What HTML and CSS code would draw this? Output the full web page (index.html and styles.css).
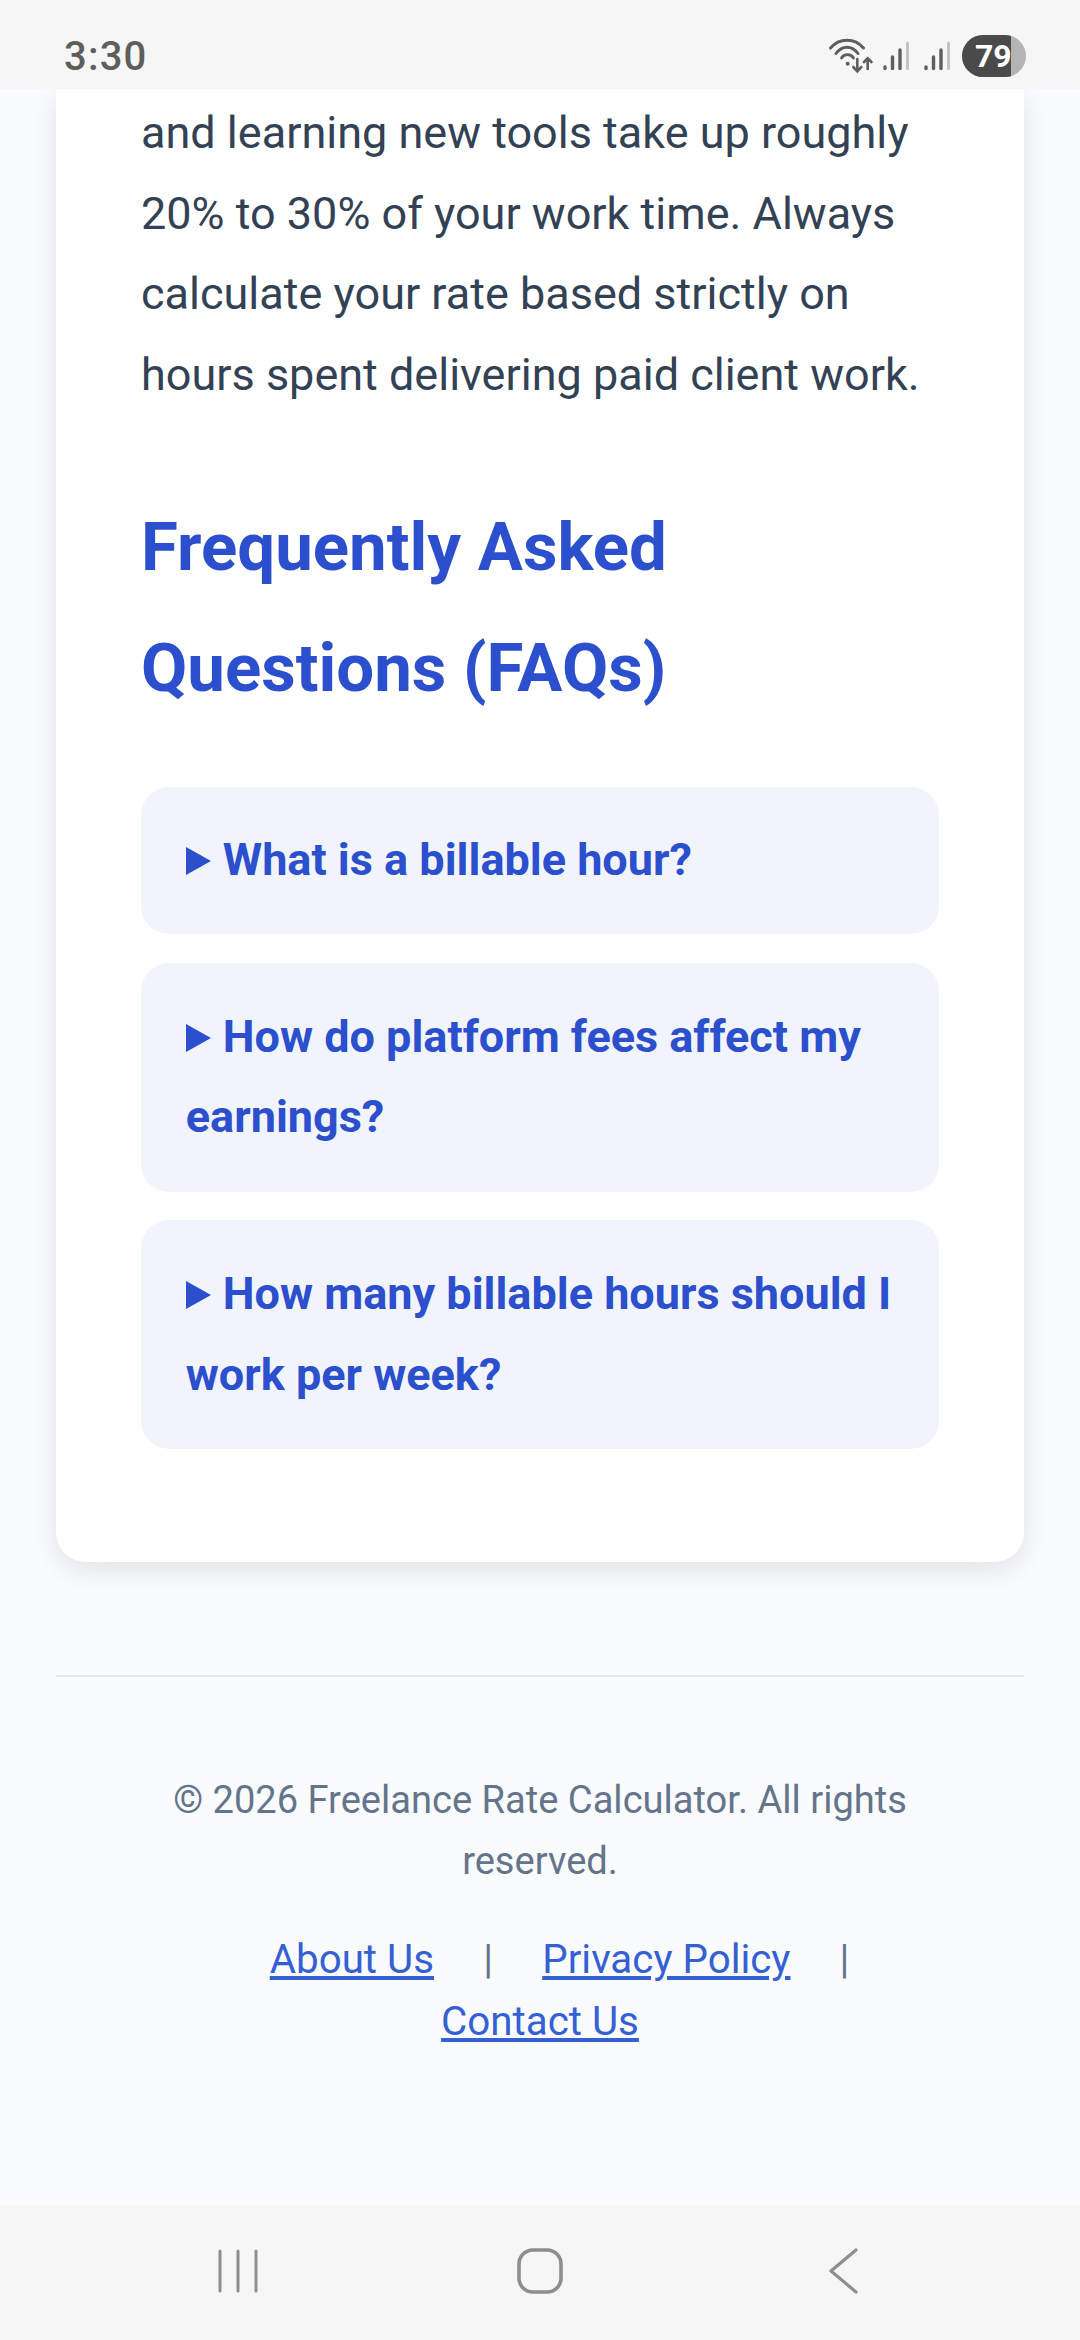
FILE: index.html
```html
<!DOCTYPE html>
<html lang="en">
<head>
<meta charset="UTF-8" />
<meta name="viewport" content="width=device-width, initial-scale=1" />
<title>Freelance Rate Calculator</title>
<link rel="stylesheet" href="styles.css">
</head>
<body>
<div class="screen">

  <div class="status-bar">
    <span class="clock">3:30</span>
    <div class="status-icons">
      <svg class="wifi" width="46" height="36" viewBox="0 0 46 36" fill="none" stroke="#5e5e5e" stroke-linecap="round">
        <path d="M2.500 10C11 -0.500 27 -0.500 35.500 10" stroke-width="3"/>
        <path d="M8 15.500C14 7 24 7 30 15.500" stroke-width="3"/>
        <path d="M13.500 20C16 15.500 23 15.500 25.500 20" stroke-width="2.800"/>
        <circle cx="19.700" cy="25.700" r="2" fill="#5e5e5e" stroke="none"/>
        <path d="M29.300 21V33M25.300 29L29.300 33.300L33.300 29" stroke-width="2.600"/>
        <path d="M39.700 31V20.500M36 24L39.700 20.300L43.400 24" stroke-width="2.600"/>
      </svg>
      <svg class="signal" width="26" height="30" viewBox="0 0 26 30" stroke-linecap="round">
        <path d="M2 26V27.500" stroke="#5e5e5e" stroke-width="3.400"/>
        <path d="M9.500 16V27.500" stroke="#5e5e5e" stroke-width="3.400"/>
        <path d="M17 9V27.500" stroke="#5e5e5e" stroke-width="3.400"/>
        <path d="M24.500 2V27.500" stroke="#c4c4c4" stroke-width="3"/>
      </svg>
      <svg class="signal" width="26" height="30" viewBox="0 0 26 30" stroke-linecap="round">
        <path d="M2 26V27.500" stroke="#5e5e5e" stroke-width="3.400"/>
        <path d="M9.500 16V27.500" stroke="#5e5e5e" stroke-width="3.400"/>
        <path d="M17 9V27.500" stroke="#5e5e5e" stroke-width="3.400"/>
        <path d="M24.500 2V27.500" stroke="#c4c4c4" stroke-width="3"/>
      </svg>
      <div class="battery"><span class="battery-level">79</span></div>
    </div>
  </div>

  <div class="page">
    <main class="card">
      <p class="body-text">and learning new tools take up roughly 20% to 30% of your work time. Always calculate your rate based strictly on hours spent delivering paid client work.</p>

      <h2>Frequently Asked Questions (FAQs)</h2>

      <details class="faq">
        <summary>What is a billable hour?</summary>
      </details>
      <details class="faq">
        <summary>How do platform fees affect my earnings?</summary>
      </details>
      <details class="faq">
        <summary>How many billable hours should I work per week?</summary>
      </details>
    </main>

    <footer class="site-footer">
      <p class="copyright">© 2026 Freelance Rate Calculator. All rights reserved.</p>
      <p class="footer-links">
        <a href="#">About Us</a>
        <span class="sep">|</span>
        <a href="#">Privacy Policy</a>
        <span class="sep">|</span>
        <a href="#">Contact Us</a>
      </p>
    </footer>
  </div>

  <div class="nav-bar">
    <svg class="nav-recent" width="44" height="46" viewBox="0 0 44 46" fill="none" stroke="#8e8e8e" stroke-width="3" stroke-linecap="round">
      <path d="M4 3V43M22 3V43M40 3V43"/>
    </svg>
    <svg class="nav-home" width="46" height="46" viewBox="0 0 46 46" fill="none" stroke="#8e8e8e" stroke-width="3.600">
      <rect x="2" y="2" width="42" height="42" rx="14"/>
    </svg>
    <svg class="nav-back" width="34" height="46" viewBox="0 0 34 46" fill="none" stroke="#8e8e8e" stroke-width="3.200" stroke-linecap="round" stroke-linejoin="round">
      <path d="M29 2L4 23L29 44"/>
    </svg>
  </div>

</div>
</body>
</html>
```

FILE: styles.css
```css
* {
  box-sizing: border-box;
}
body {
  margin: 0;
  font-family: Roboto, "Liberation Sans", sans-serif;
  background: #f9fbfd;
  color: #334155;
}
.screen {
  width: 1080px;
  height: 2340px;
  display: flex;
  flex-direction: column;
  overflow: hidden;
}
.status-bar {
  height: 89px;
  flex: none;
  background: #f6f6f6;
  display: flex;
  align-items: center;
  justify-content: space-between;
  padding: 23px 54px 0 64px;
  position: relative;
  z-index: 2;
}
.clock {
  font-size: 40px;
  font-weight: 500;
  color: #5e5e5e;
  letter-spacing: 1.2px;
}
.status-icons {
  display: flex;
  align-items: center;
}
.wifi {
  margin-right: 9px;
}
.signal {
  margin-right: 15px;
}
.signal + .signal {
  margin-right: 12px;
}
.battery {
  width: 64px;
  height: 42px;
  border-radius: 21px;
  background: #b4b4b4;
  overflow: hidden;
}
.battery-level {
  display: block;
  width: 49px;
  height: 100%;
  padding-left: 13px;
  background: #4a4a4a;
  color: #fff;
  font-size: 32px;
  font-weight: 700;
  line-height: 42px;
  white-space: nowrap;
}
.page {
  flex: 1;
  min-height: 0;
  overflow: hidden;
}
.card {
  margin: 0 56px;
  padding: 4px 85px 113px;
  background: #fff;
  border-radius: 0 0 30px 30px;
  box-shadow: 0 8px 30px rgba(0, 0, 0, 0.1);
}
.body-text {
  margin: 0;
  font-size: 45px;
  line-height: 80.640px;
  color: #334155;
}
h2 {
  margin: 71px 0 58px;
  font-size: 67.200px;
  line-height: 121px;
  font-weight: 700;
  color: #2b4fcd;
}
.faq {
  margin-top: 28.800px;
  padding: 33.600px 44.800px;
  background: #f1f4fc;
  border-radius: 28px;
}
.faq summary {
  list-style: none;
  font-size: 45px;
  line-height: 80.640px;
  font-weight: 700;
  color: #2b4fcd;
}
.faq summary::before {
  content: "";
  display: inline-block;
  margin-right: 12px;
  border-left: 25px solid #2b4fcd;
  border-top: 14.500px solid transparent;
  border-bottom: 14.500px solid transparent;
}
.site-footer {
  margin: 113px 56px 0;
  padding-top: 93.500px;
  border-top: 2px solid #e5e7eb;
  text-align: center;
}
.copyright {
  margin: 0;
  padding: 0 84px;
  font-size: 38.080px;
  line-height: 61px;
  color: #64748b;
}
.footer-links {
  margin: 37px 0 0;
  padding: 0 84px;
  font-size: 40.320px;
  line-height: 62px;
  color: #64748b;
}
.footer-links a {
  display: inline-block;
  margin: 0 39.200px;
  color: #3560d4;
}
.nav-bar {
  height: 135px;
  flex: none;
  background: #f6f6f6;
  display: flex;
  align-items: center;
  padding: 0 0 3px 216px;
}
.nav-home {
  margin-left: 257px;
}
.nav-back {
  margin-left: 264px;
}
```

Stated goal: From the listing, extract all text exactly as given and drop any picture.

Finished task:
What HTML and CSS code would draw this? Output the full web page (index.html and styles.css).
FILE: index.html
```html
<!DOCTYPE html>
<html lang="en">
<head>
<meta charset="UTF-8" />
<meta name="viewport" content="width=device-width, initial-scale=1" />
<title>Freelance Rate Calculator</title>
<link rel="stylesheet" href="styles.css">
</head>
<body>
<div class="screen">

  <div class="status-bar">
    <span class="clock">3:30</span>
    <div class="status-icons">
      <svg class="wifi" width="46" height="36" viewBox="0 0 46 36" fill="none" stroke="#5e5e5e" stroke-linecap="round">
        <path d="M2.500 10C11 -0.500 27 -0.500 35.500 10" stroke-width="3"/>
        <path d="M8 15.500C14 7 24 7 30 15.500" stroke-width="3"/>
        <path d="M13.500 20C16 15.500 23 15.500 25.500 20" stroke-width="2.800"/>
        <circle cx="19.700" cy="25.700" r="2" fill="#5e5e5e" stroke="none"/>
        <path d="M29.300 21V33M25.300 29L29.300 33.300L33.300 29" stroke-width="2.600"/>
        <path d="M39.700 31V20.500M36 24L39.700 20.300L43.400 24" stroke-width="2.600"/>
      </svg>
      <svg class="signal" width="26" height="30" viewBox="0 0 26 30" stroke-linecap="round">
        <path d="M2 26V27.500" stroke="#5e5e5e" stroke-width="3.400"/>
        <path d="M9.500 16V27.500" stroke="#5e5e5e" stroke-width="3.400"/>
        <path d="M17 9V27.500" stroke="#5e5e5e" stroke-width="3.400"/>
        <path d="M24.500 2V27.500" stroke="#c4c4c4" stroke-width="3"/>
      </svg>
      <svg class="signal" width="26" height="30" viewBox="0 0 26 30" stroke-linecap="round">
        <path d="M2 26V27.500" stroke="#5e5e5e" stroke-width="3.400"/>
        <path d="M9.500 16V27.500" stroke="#5e5e5e" stroke-width="3.400"/>
        <path d="M17 9V27.500" stroke="#5e5e5e" stroke-width="3.400"/>
        <path d="M24.500 2V27.500" stroke="#c4c4c4" stroke-width="3"/>
      </svg>
      <div class="battery"><span class="battery-level">79</span></div>
    </div>
  </div>

  <div class="page">
    <main class="card">
      <p class="body-text">and learning new tools take up roughly 20% to 30% of your work time. Always calculate your rate based strictly on hours spent delivering paid client work.</p>

      <h2>Frequently Asked Questions (FAQs)</h2>

      <details class="faq">
        <summary>What is a billable hour?</summary>
      </details>
      <details class="faq">
        <summary>How do platform fees affect my earnings?</summary>
      </details>
      <details class="faq">
        <summary>How many billable hours should I work per week?</summary>
      </details>
    </main>

    <footer class="site-footer">
      <p class="copyright">© 2026 Freelance Rate Calculator. All rights reserved.</p>
      <p class="footer-links">
        <a href="#">About Us</a>
        <span class="sep">|</span>
        <a href="#">Privacy Policy</a>
        <span class="sep">|</span>
        <a href="#">Contact Us</a>
      </p>
    </footer>
  </div>

  <div class="nav-bar">
    <svg class="nav-recent" width="44" height="46" viewBox="0 0 44 46" fill="none" stroke="#8e8e8e" stroke-width="3" stroke-linecap="round">
      <path d="M4 3V43M22 3V43M40 3V43"/>
    </svg>
    <svg class="nav-home" width="46" height="46" viewBox="0 0 46 46" fill="none" stroke="#8e8e8e" stroke-width="3.600">
      <rect x="2" y="2" width="42" height="42" rx="14"/>
    </svg>
    <svg class="nav-back" width="34" height="46" viewBox="0 0 34 46" fill="none" stroke="#8e8e8e" stroke-width="3.200" stroke-linecap="round" stroke-linejoin="round">
      <path d="M29 2L4 23L29 44"/>
    </svg>
  </div>

</div>
</body>
</html>
```

FILE: styles.css
```css
* {
  box-sizing: border-box;
}
body {
  margin: 0;
  font-family: Roboto, "Liberation Sans", sans-serif;
  background: #f9fbfd;
  color: #334155;
}
.screen {
  width: 1080px;
  height: 2340px;
  display: flex;
  flex-direction: column;
  overflow: hidden;
}
.status-bar {
  height: 89px;
  flex: none;
  background: #f6f6f6;
  display: flex;
  align-items: center;
  justify-content: space-between;
  padding: 23px 54px 0 64px;
  position: relative;
  z-index: 2;
}
.clock {
  font-size: 40px;
  font-weight: 500;
  color: #5e5e5e;
  letter-spacing: 1.2px;
}
.status-icons {
  display: flex;
  align-items: center;
}
.wifi {
  margin-right: 9px;
}
.signal {
  margin-right: 15px;
}
.signal + .signal {
  margin-right: 12px;
}
.battery {
  width: 64px;
  height: 42px;
  border-radius: 21px;
  background: #b4b4b4;
  overflow: hidden;
}
.battery-level {
  display: block;
  width: 49px;
  height: 100%;
  padding-left: 13px;
  background: #4a4a4a;
  color: #fff;
  font-size: 32px;
  font-weight: 700;
  line-height: 42px;
  white-space: nowrap;
}
.page {
  flex: 1;
  min-height: 0;
  overflow: hidden;
}
.card {
  margin: 0 56px;
  padding: 4px 85px 113px;
  background: #fff;
  border-radius: 0 0 30px 30px;
  box-shadow: 0 8px 30px rgba(0, 0, 0, 0.1);
}
.body-text {
  margin: 0;
  font-size: 45px;
  line-height: 80.640px;
  color: #334155;
}
h2 {
  margin: 71px 0 58px;
  font-size: 67.200px;
  line-height: 121px;
  font-weight: 700;
  color: #2b4fcd;
}
.faq {
  margin-top: 28.800px;
  padding: 33.600px 44.800px;
  background: #f1f4fc;
  border-radius: 28px;
}
.faq summary {
  list-style: none;
  font-size: 45px;
  line-height: 80.640px;
  font-weight: 700;
  color: #2b4fcd;
}
.faq summary::before {
  content: "";
  display: inline-block;
  margin-right: 12px;
  border-left: 25px solid #2b4fcd;
  border-top: 14.500px solid transparent;
  border-bottom: 14.500px solid transparent;
}
.site-footer {
  margin: 113px 56px 0;
  padding-top: 93.500px;
  border-top: 2px solid #e5e7eb;
  text-align: center;
}
.copyright {
  margin: 0;
  padding: 0 84px;
  font-size: 38.080px;
  line-height: 61px;
  color: #64748b;
}
.footer-links {
  margin: 37px 0 0;
  padding: 0 84px;
  font-size: 40.320px;
  line-height: 62px;
  color: #64748b;
}
.footer-links a {
  display: inline-block;
  margin: 0 39.200px;
  color: #3560d4;
}
.nav-bar {
  height: 135px;
  flex: none;
  background: #f6f6f6;
  display: flex;
  align-items: center;
  padding: 0 0 3px 216px;
}
.nav-home {
  margin-left: 257px;
}
.nav-back {
  margin-left: 264px;
}
```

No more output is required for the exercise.